Eigenlijk stond deze week in het teken van bezinning.
Maar tegelijk word ik gedwongen om bezig te zijn met iets heel ‘aards’.
Onze jongste heeft namelijk besloten dat ze zindelijk wil worden.
En wanneer dat moment zich aandient, voelt het vreemd om te zeggen:
‘Wacht maar even, mama houdt zich deze week met andere dingen bezig.’
Het zindelijk worden is wel een uitdaging.
Wij zijn ervan overtuigd dat ze het kan en zelf wil ze ook graag.
Het ophouden gaat al heel goed, maar het loslaten is nog spannend.
Ze wacht tot het écht niet langer meer gaat en als ze dan op het potje gaat zitten, zie je aan haar gezichtje dat ze het eigenlijk nóg niet los durft te laten.
Voor mij is deze week ook een ‘lesje loslaten’, op weg naar het predikantschap.
De mensen om mij heen zijn ervan overtuigd dat ik het kan, zij twijfelen niet.
En zelf wil ik het ook graag, ik geloof dat God een vuurtje van verlangen deed ontbranden.
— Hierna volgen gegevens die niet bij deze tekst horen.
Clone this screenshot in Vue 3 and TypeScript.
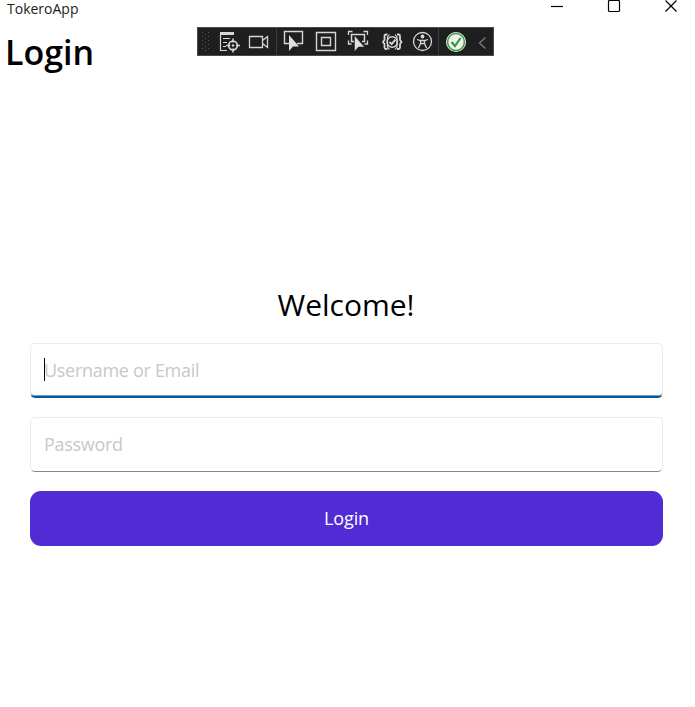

Maar het is wel spannend om het nu allemaal los te laten.
Want er is ook veel om los te laten.
De woonplaats waar ik opgegroeid en zo vertrouwd ben.
Het huis waarin twee van de kinderen geboren zijn.
De basisschool waar de kinderen het zo naar hun zin hebben.
Alle lieve mensen om ons heen, de vriendjes van de kinderen.
Een deel van onze familie waar we zo naartoe kunnen lopen of fietsen.
De gemeente waar we allebei opgegroeid zijn, die ook als familie voelt.
Ik voel me deze week als onze jongste die het tot op het laatste moment vast wil houden. En tegelijk weet ik dat ik het los moet laten, kan laten en wil laten.
Zoals ik tegen onze jongste zeg ‘laat het maar los’, zo voel ik dat God ook tegen mij wil zeggen ‘laat het maar los’.
En zo zorgt deze ‘aardse activiteit’, het zindelijk maken, deze week toch ook voor de bezinning, die ik voor deze week in gedachten had.